The hunt for ancient black holes
Other hints of early black holes have begun to crop up as well. One team may have identified an AGN in the galaxy UHZ1 dating back about 450 million years after the big bang, while the JWST Advanced Deep Extragalactic Survey (JADES) may have discovered an active galactic nucleus within the galaxy GN-z11 dating to roughly 430 million years after the big bang, says Kevin Hainline, an astronomer at the University of Arizona in Tucson and a member of the JADES team.
“These records won’t stand for very long. Which is good!” Hainline says. “We’re only seeing the beginning of what is a great wealth of actively growing supermassive black holes in the early universe.”
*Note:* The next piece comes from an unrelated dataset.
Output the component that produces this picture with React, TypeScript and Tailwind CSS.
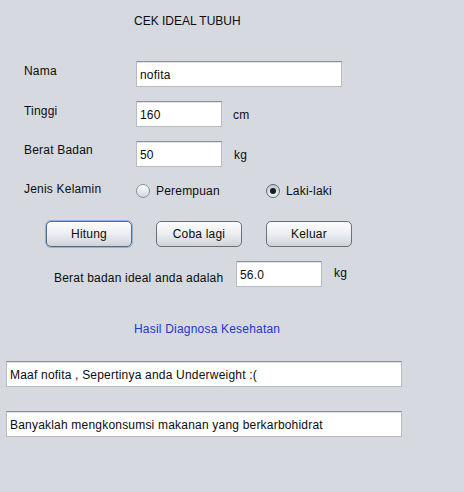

CEERS also unexpectedly identified 11 remote candidate galaxies that existed when the universe was 470 million to 675 million years old; scientists had theorized that JWST would detect fewer galaxies at such distances. The newfound galaxies are rapidly forming stars and may shed light on galactic evolution throughout cosmic history, the researchers say.
Intriguingly, the early supermassive black holes that prior work spotted all outshone their host galaxies. In contrast, these newfound lightweights were discovered in previously detected galaxies, Haiman says.
“This means that for some reason the situation is reversed—the small black holes are fainter than their host galaxies, whereas by the time they evolve into the bigger ones, they become much brighter than their hosts,” Haiman says. “This requires that the host galaxies grow slower than the black holes and gives us new understanding into the evolution of these objects.”